Let's Make It Together
- Sauté Bacon and Vegetables
- Grab a big pot and cook your bacon till it's nice and crispy. Set it aside but keep that tasty grease. Throw in your onion, celery, and bell pepper, cooking until they're soft. Add garlic and stir until you can really smell it.
- Make the Roux
- Splash in some sherry to loosen all those yummy bits stuck to the pot. Drop in butter, then sprinkle flour over your veggies. Keep stirring until you get a thick, clumpy mix. Let it cook for 2-3 minutes to get rid of the raw flour taste.
- Incorporate Liquids
- Now slowly pour in your shrimp stock, about half a cup at a time, stirring like crazy to avoid lumps. Add water and mix well. Bring everything to a gentle bubble and let it cook uncovered for half an hour, giving it a stir now and then.

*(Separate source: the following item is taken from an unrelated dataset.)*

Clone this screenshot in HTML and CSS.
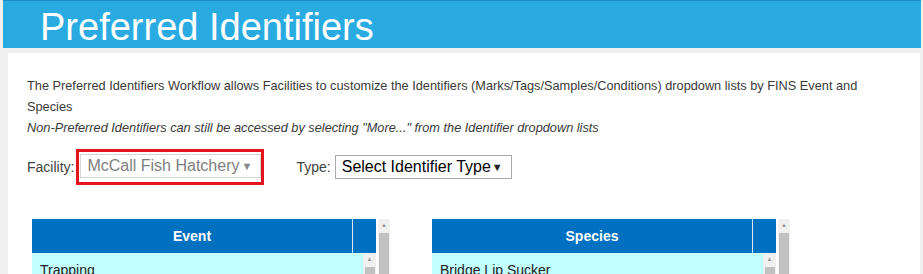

- Cook Shrimp and Add Cream
- Dust your shrimp with Cajun seasoning, then drop them in along with the corn and heavy cream. Let it all simmer until the shrimp turn pink. Mix in your parsley and green onions at the end.
- Serve and Garnish
- Give it a taste and add more salt or spice if needed. Ladle into bowls while it's hot, and top with the bacon you saved, extra herbs, and green onions. Don't forget some bread on the side!
Making It Perfect
After cooking this bisque more times than I can count I've picked up a few game-changers. Don't skip making stock from the shrimp shells it's so worth the extra twenty minutes. When you're working on the roux don't rush it just keep stirring till you see that pretty golden color. And always add your broth in small amounts while whisking like crazy that's how you'll get that smooth no-lump texture everyone loves.
Keeping It Fresh
This soup actually tastes even better the next day after all the flavors have had time to mingle. It'll stay good in your fridge for about three days. Just warm it up slowly so you don't overcook those shrimp. We always eat it with chunks of crusty bread for sopping up that amazing broth. On busy weeks I'll make a huge batch and freeze some in single portions for those nights when I need a quick taste of New Orleans comfort food.

Frequently Asked Questions
- → How do I store leftover corn and shrimp soup?
- Pour it into an airtight container, let it cool completely, then refrigerate for 2-3 days. For quicker cooling, divide it into smaller portions.
- → Can you freeze the soup?
- Sure! Use a sturdy freezer-safe container, and keep it frozen for up to 3 months. To defrost, move it to the fridge overnight or rinse the container under cool water.
- → What size shrimp should I use?
- Medium or small shrimp (41/50) work best. Bigger shrimp are fine too; just chop them into small pieces first.
- → How can I warm up leftovers without ruining them?
- Gently heat in a pot over medium, stirring occasionally until just hot. Don’t boil or microwave—it can make the shrimp chewy.
- → Can the stock type be swapped?
- Absolutely. Shrimp stock tastes great, but chicken, vegetable, or seafood stock works just as well. Each adds its own twist.